> **WHAT YOU SHOULD DO**
Reproduce all the lines below exactly and omit the images.
_ _ _ _
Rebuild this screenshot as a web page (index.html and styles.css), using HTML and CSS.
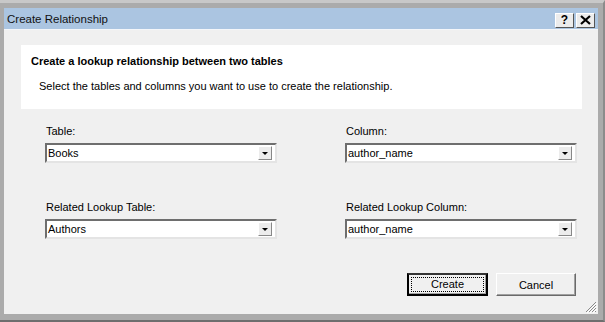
FILE: index.html
```html
<!DOCTYPE html>
<html lang="en">
<head>
    <meta charset="UTF-8">
    <title>Create Relationship</title>
    <link rel="stylesheet" href="styles.css">
</head>
<body>

    <div class="window">
        <div class="titlebar">
            <span class="title">Create Relationship</span>
            <div class="caption-buttons">
                <span class="cap-btn">?</span>
                <span class="cap-btn">
                    <svg width="11" height="10" viewBox="0 0 11 10"><path d="M1 1 L10 9 M10 1 L1 9" stroke="#000" stroke-width="2.2"/></svg>
                </span>
            </div>
        </div>

        <div class="client">
            <div class="header-panel">
                <h1>Create a lookup relationship between two tables</h1>
                <p>Select the tables and columns you want to use to create the relationship.</p>
            </div>

            <div class="fields">
                <div class="field">
                    <label>Table:</label>
                    <div class="combo"><span class="combo-text">Books</span><span class="combo-btn"></span></div>
                </div>
                <div class="field">
                    <label>Column:</label>
                    <div class="combo"><span class="combo-text">author_name</span><span class="combo-btn"></span></div>
                </div>
                <div class="field">
                    <label>Related Lookup Table:</label>
                    <div class="combo"><span class="combo-text">Authors</span><span class="combo-btn"></span></div>
                </div>
                <div class="field">
                    <label>Related Lookup Column:</label>
                    <div class="combo"><span class="combo-text">author_name</span><span class="combo-btn"></span></div>
                </div>
            </div>

            <div class="actions">
                <button class="btn btn-default"><span class="focus">Create</span></button>
                <button class="btn">Cancel</button>
            </div>

            <div class="grip">
                <svg width="12" height="12" viewBox="0 0 12 12">
                    <path d="M11 1 L1 11 M11 4 L4 11 M11 7 L7 11 M11 10 L10 11" stroke="#8a8a8a" stroke-width="1"/>
                    <path d="M12 2 L2 12 M12 5 L5 12 M12 8 L8 12" stroke="#ffffff" stroke-width="1"/>
                </svg>
            </div>
        </div>
    </div>

</body>
</html>
```

FILE: styles.css
```css
/* dialog frame */
body {
    margin: 0;
    width: 605px;
    height: 322px;
    overflow: hidden;
    background: #ababab;
    font-family: 'Liberation Sans', Arial, sans-serif;
    font-size: 11px;
    color: #000;
}

.window {
    box-sizing: border-box;
    width: 605px;
    height: 322px;
    padding: 5px 5px 6px 4px;
    border-top: 3px solid #c8c8c8;
    border-right: 2px solid #8c8c8c;
    border-bottom: 2px solid #6e6e6e;
    display: flex;
    flex-direction: column;
}

.titlebar {
    height: 21px;
    background: #abc5e1;
    border-bottom: 1px solid #f4f6f9;
    display: flex;
    align-items: center;
    justify-content: space-between;
    padding: 0 3px 0 3px;
}

.title {
    font-size: 11.5px;
    color: #111;
}

.caption-buttons {
    display: flex;
    gap: 2px;
    padding-top: 3px;
}

.cap-btn {
    box-sizing: border-box;
    width: 19px;
    height: 15px;
    background: #ececec;
    border: 1px solid;
    border-color: #fff #555 #555 #fff;
    display: flex;
    align-items: center;
    justify-content: center;
    font-weight: bold;
    font-size: 12px;
    line-height: 1;
}

.client {
    flex: 1;
    background: #f0f0f0;
    position: relative;
    padding: 15px 16px 0 17px;
}

.header-panel {
    background: #fff;
    height: 64px;
    box-sizing: border-box;
    padding: 9px 10px 0 10px;
}

.header-panel h1 {
    margin: 0;
    font-size: 11px;
    font-weight: bold;
    line-height: 14px;
}

.header-panel p {
    margin: 11px 0 0 8px;
    line-height: 14px;
}

.fields {
    display: grid;
    grid-template-columns: 232px 232px;
    column-gap: 68px;
    row-gap: 37px;
    margin: 15px 0 0 24px;
}

.field label {
    display: block;
    padding-left: 1px;
    line-height: 14px;
    margin-bottom: 5px;
}

.combo {
    box-sizing: border-box;
    height: 20px;
    background: #fff;
    border: 2px solid;
    border-color: #6e6e6e #e4e4e4 #e4e4e4 #6e6e6e;
    display: flex;
    align-items: center;
    justify-content: space-between;
    padding: 0 3px 0 1px;
}

.combo-text {
    font-size: 11px;
}

.combo-btn {
    box-sizing: border-box;
    width: 14px;
    height: 14px;
    background: #ececec;
    border: 1px solid;
    border-color: #fff #888 #888 #fff;
    position: relative;
}

.combo-btn::after {
    content: "";
    position: absolute;
    left: 3px;
    top: 5px;
    border-left: 3px solid transparent;
    border-right: 3px solid transparent;
    border-top: 3px solid #000;
}

.actions {
    display: flex;
    justify-content: flex-end;
    gap: 8px;
    margin: 34px 6px 0 0;
}

.btn {
    box-sizing: border-box;
    width: 80px;
    height: 23px;
    background: #f0f0f0;
    border: 1px solid;
    border-color: #fff #6a6a6a #6a6a6a #fff;
    box-shadow: inset -1px -1px 0 #a0a0a0;
    font-family: inherit;
    font-size: 11px;
    padding: 0;
}

.btn-default {
    width: 81px;
    border: 2px solid #000;
    border-top-color: #333;
    padding: 2px;
}

.btn-default .focus {
    display: block;
    height: 100%;
    box-sizing: border-box;
    border: 1px dotted #000;
    line-height: 13px;
}

.grip {
    position: absolute;
    right: 1px;
    bottom: 1px;
    width: 12px;
    height: 12px;
}
```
_ _ _ _
> **OUTPUT**
Rebuild this screenshot as a web page (index.html and styles.css), using HTML and CSS.
FILE: index.html
```html
<!DOCTYPE html>
<html lang="en">
<head>
    <meta charset="UTF-8">
    <title>Create Relationship</title>
    <link rel="stylesheet" href="styles.css">
</head>
<body>

    <div class="window">
        <div class="titlebar">
            <span class="title">Create Relationship</span>
            <div class="caption-buttons">
                <span class="cap-btn">?</span>
                <span class="cap-btn">
                    <svg width="11" height="10" viewBox="0 0 11 10"><path d="M1 1 L10 9 M10 1 L1 9" stroke="#000" stroke-width="2.2"/></svg>
                </span>
            </div>
        </div>

        <div class="client">
            <div class="header-panel">
                <h1>Create a lookup relationship between two tables</h1>
                <p>Select the tables and columns you want to use to create the relationship.</p>
            </div>

            <div class="fields">
                <div class="field">
                    <label>Table:</label>
                    <div class="combo"><span class="combo-text">Books</span><span class="combo-btn"></span></div>
                </div>
                <div class="field">
                    <label>Column:</label>
                    <div class="combo"><span class="combo-text">author_name</span><span class="combo-btn"></span></div>
                </div>
                <div class="field">
                    <label>Related Lookup Table:</label>
                    <div class="combo"><span class="combo-text">Authors</span><span class="combo-btn"></span></div>
                </div>
                <div class="field">
                    <label>Related Lookup Column:</label>
                    <div class="combo"><span class="combo-text">author_name</span><span class="combo-btn"></span></div>
                </div>
            </div>

            <div class="actions">
                <button class="btn btn-default"><span class="focus">Create</span></button>
                <button class="btn">Cancel</button>
            </div>

            <div class="grip">
                <svg width="12" height="12" viewBox="0 0 12 12">
                    <path d="M11 1 L1 11 M11 4 L4 11 M11 7 L7 11 M11 10 L10 11" stroke="#8a8a8a" stroke-width="1"/>
                    <path d="M12 2 L2 12 M12 5 L5 12 M12 8 L8 12" stroke="#ffffff" stroke-width="1"/>
                </svg>
            </div>
        </div>
    </div>

</body>
</html>
```

FILE: styles.css
```css
/* dialog frame */
body {
    margin: 0;
    width: 605px;
    height: 322px;
    overflow: hidden;
    background: #ababab;
    font-family: 'Liberation Sans', Arial, sans-serif;
    font-size: 11px;
    color: #000;
}

.window {
    box-sizing: border-box;
    width: 605px;
    height: 322px;
    padding: 5px 5px 6px 4px;
    border-top: 3px solid #c8c8c8;
    border-right: 2px solid #8c8c8c;
    border-bottom: 2px solid #6e6e6e;
    display: flex;
    flex-direction: column;
}

.titlebar {
    height: 21px;
    background: #abc5e1;
    border-bottom: 1px solid #f4f6f9;
    display: flex;
    align-items: center;
    justify-content: space-between;
    padding: 0 3px 0 3px;
}

.title {
    font-size: 11.5px;
    color: #111;
}

.caption-buttons {
    display: flex;
    gap: 2px;
    padding-top: 3px;
}

.cap-btn {
    box-sizing: border-box;
    width: 19px;
    height: 15px;
    background: #ececec;
    border: 1px solid;
    border-color: #fff #555 #555 #fff;
    display: flex;
    align-items: center;
    justify-content: center;
    font-weight: bold;
    font-size: 12px;
    line-height: 1;
}

.client {
    flex: 1;
    background: #f0f0f0;
    position: relative;
    padding: 15px 16px 0 17px;
}

.header-panel {
    background: #fff;
    height: 64px;
    box-sizing: border-box;
    padding: 9px 10px 0 10px;
}

.header-panel h1 {
    margin: 0;
    font-size: 11px;
    font-weight: bold;
    line-height: 14px;
}

.header-panel p {
    margin: 11px 0 0 8px;
    line-height: 14px;
}

.fields {
    display: grid;
    grid-template-columns: 232px 232px;
    column-gap: 68px;
    row-gap: 37px;
    margin: 15px 0 0 24px;
}

.field label {
    display: block;
    padding-left: 1px;
    line-height: 14px;
    margin-bottom: 5px;
}

.combo {
    box-sizing: border-box;
    height: 20px;
    background: #fff;
    border: 2px solid;
    border-color: #6e6e6e #e4e4e4 #e4e4e4 #6e6e6e;
    display: flex;
    align-items: center;
    justify-content: space-between;
    padding: 0 3px 0 1px;
}

.combo-text {
    font-size: 11px;
}

.combo-btn {
    box-sizing: border-box;
    width: 14px;
    height: 14px;
    background: #ececec;
    border: 1px solid;
    border-color: #fff #888 #888 #fff;
    position: relative;
}

.combo-btn::after {
    content: "";
    position: absolute;
    left: 3px;
    top: 5px;
    border-left: 3px solid transparent;
    border-right: 3px solid transparent;
    border-top: 3px solid #000;
}

.actions {
    display: flex;
    justify-content: flex-end;
    gap: 8px;
    margin: 34px 6px 0 0;
}

.btn {
    box-sizing: border-box;
    width: 80px;
    height: 23px;
    background: #f0f0f0;
    border: 1px solid;
    border-color: #fff #6a6a6a #6a6a6a #fff;
    box-shadow: inset -1px -1px 0 #a0a0a0;
    font-family: inherit;
    font-size: 11px;
    padding: 0;
}

.btn-default {
    width: 81px;
    border: 2px solid #000;
    border-top-color: #333;
    padding: 2px;
}

.btn-default .focus {
    display: block;
    height: 100%;
    box-sizing: border-box;
    border: 1px dotted #000;
    line-height: 13px;
}

.grip {
    position: absolute;
    right: 1px;
    bottom: 1px;
    width: 12px;
    height: 12px;
}
```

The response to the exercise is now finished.